At the core of semcom.ai lies a formal system called Intent Algebra — a compositional calculus for expressing, transforming, and resolving human intent into deterministic computational structures. Unlike traditional compiler pipelines that begin with rigid syntax trees, Intent Algebra operates on intent expressions: symbolic units that carry meaning, context, and behavioral constraints simultaneously. These expressions form a closed algebra under operations such as intent composition, intent refinement, and intent specialization, allowing the semantic compiler to reason about what a human means before deciding what the machine should do.
The algebra defines three primitive types: AtomicIntent, which represents an irreducible goal such as sort this collection or find the maximum; CompoundIntent, which combines atomics through sequencing, branching, or parallelism operators; and ContextualIntent, which binds an intent expression to environmental constraints like memory bounds, latency targets, or platform ABI. Every valid program in semcom.ai is ultimately a well-typed term in this algebra, and the compilation process is a normalization procedure that reduces complex intent expressions to their canonical LLVM IR form with zero runtime dependencies.
Crucially, Intent Algebra is monotone: adding more specific intent never contradicts less specific intent, it only narrows the solution space. This property allows the doesNotUnderstand resolution system to handle ambiguous or underspecified inputs gracefully by searching for the most general valid interpretation first, then progressively specializing it as additional context becomes available. When the algebra cannot resolve an expression to a unique normal form, the system emits a semantic conflict diagnostic rather than silently choosing an arbitrary implementation — a guarantee traditional compilers cannot offer because they never reasoned about intent in the first place.
The algebraic rewrite rules that drive normalization are themselves expressed in a meta-language called IntentScript, making the compilation strategy inspectable, auditable, and extensible. A rule might state that any SortIntent over a collection with a statically known size below 32 elements should specialize to an unrolled comparison network, while larger collections follow a cache-oblivious merge strategy. These rules compose cleanly because Intent Algebra enforces referential transparency at the intent level: the meaning of a sub-expression is never affected by where it appears in a larger expression, enabling aggressive modular optimization without semantic side effects.

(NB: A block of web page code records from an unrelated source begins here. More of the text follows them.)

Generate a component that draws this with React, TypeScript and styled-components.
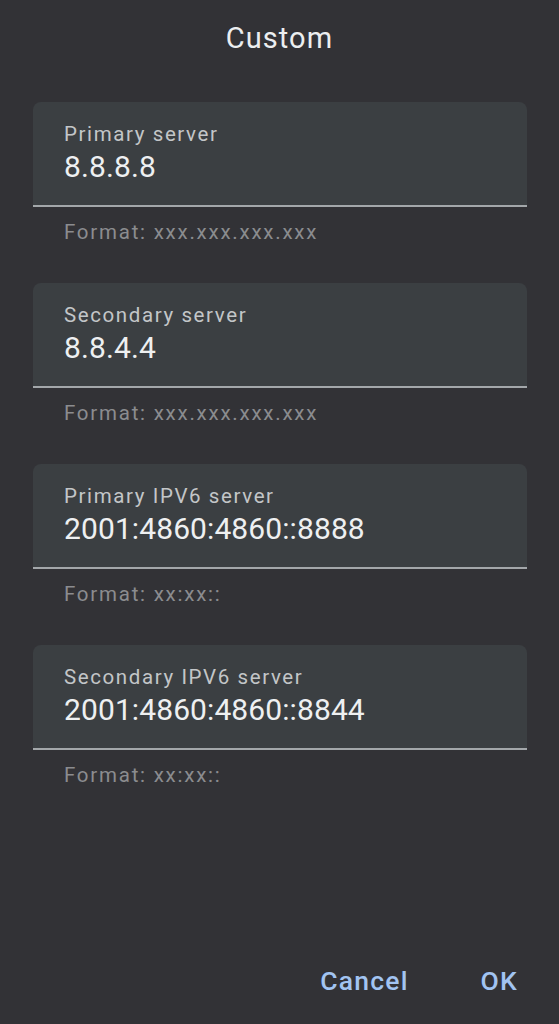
import React from "react";
import styled, { createGlobalStyle } from "styled-components";

const GlobalStyle = createGlobalStyle`
    html, body {
        margin: 0;
        padding: 0;
        background: #323236;
    }
    * {
        box-sizing: border-box;
    }
`;

const Page = styled.div`
    width: 559px;
    height: 1024px;
    display: flex;
    flex-direction: column;
    background: #323236;
    font-family: Roboto, "Noto Sans", sans-serif;
    overflow: hidden;
`;

const Title = styled.h1`
    margin: 0;
    height: 102px;
    padding-top: 20px;
    text-align: center;
    font-size: 29px;
    line-height: 36px;
    font-weight: 400;
    color: #eceef0;
    letter-spacing: 1.1px;
`;

const Fields = styled.div`
    display: flex;
    flex-direction: column;
    gap: 38px;
    padding: 0 32px 0 33px;
`;

const FieldGroup = styled.div`
    display: flex;
    flex-direction: column;
`;

const FieldBox = styled.div`
    height: 105px;
    padding: 19px 31px 0;
    background: #3b3f42;
    border-radius: 8px 8px 0 0;
    border-bottom: 2px solid #a3a7aa;
    display: flex;
    flex-direction: column;
`;

const Label = styled.label`
    font-size: 20.5px;
    line-height: 26px;
    letter-spacing: 1.6px;
    color: #c3c6c8;
`;

const Value = styled.div`
    margin-top: 2px;
    font-size: 30px;
    line-height: 36px;
    letter-spacing: 0.1px;
    color: #eef0f1;
`;

const Helper = styled.div`
    margin-top: 12px;
    padding-left: 31px;
    font-size: 20.5px;
    line-height: 26px;
    letter-spacing: 1.75px;
    color: #8b8c8f;
`;

const Footer = styled.div`
    margin-top: auto;
    display: flex;
    justify-content: flex-end;
    align-items: center;
    gap: 72px;
    padding: 0 41px 26px 0;
`;

const TextButton = styled.button`
    background: none;
    border: none;
    padding: 0;
    font-family: Roboto, "Noto Sans", sans-serif;
    font-size: 26.5px;
    line-height: 34px;
    font-weight: 500;
    letter-spacing: 1.2px;
    color: #a2c4f2;
    cursor: pointer;
`;

const servers = [
    { label: "Primary server", value: "8.8.8.8", format: "xxx.xxx.xxx.xxx" },
    { label: "Secondary server", value: "8.8.4.4", format: "xxx.xxx.xxx.xxx" },
    { label: "Primary IPV6 server", value: "2001:4860:4860::8888", format: "xx:xx::" },
    { label: "Secondary IPV6 server", value: "2001:4860:4860::8844", format: "xx:xx::" },
];

export default function App() {
    return (
        <Page>
            <GlobalStyle />
            <Title>Custom</Title>
            <Fields>
                {servers.map((s) => (
                    <FieldGroup key={s.label}>
                        <FieldBox>
                            <Label>{s.label}</Label>
                            <Value>{s.value}</Value>
                        </FieldBox>
                        <Helper>Format: {s.format}</Helper>
                    </FieldGroup>
                ))}
            </Fields>
            <Footer>
                <TextButton>Cancel</TextButton>
                <TextButton>OK</TextButton>
            </Footer>
        </Page>
    );
}
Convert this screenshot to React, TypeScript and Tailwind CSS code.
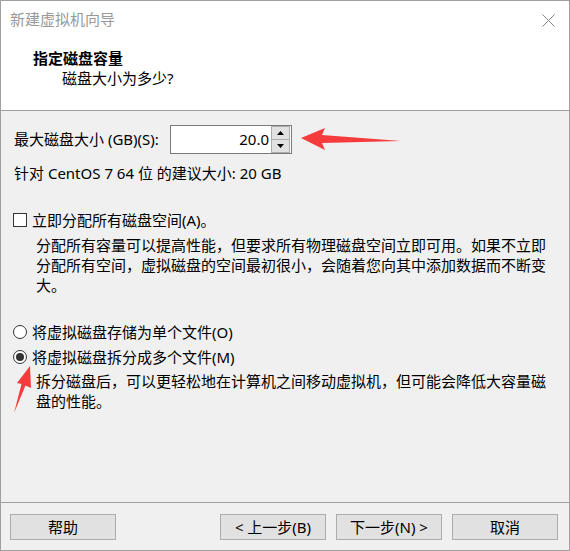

Intent Algebra is an ongoing research formalism, and its current axiom set is available in the semcom-core specification. The system is designed to grow: as new intent primitives are identified from real-world usage patterns, they are incorporated through conservative extensions that preserve all existing normalization proofs. This living algebraic foundation is what allows semcom.ai to promise not just a compiler, but a semantically stable compilation contract — one where the same human intent, expressed at any point in time, will always resolve to an observationally equivalent executable.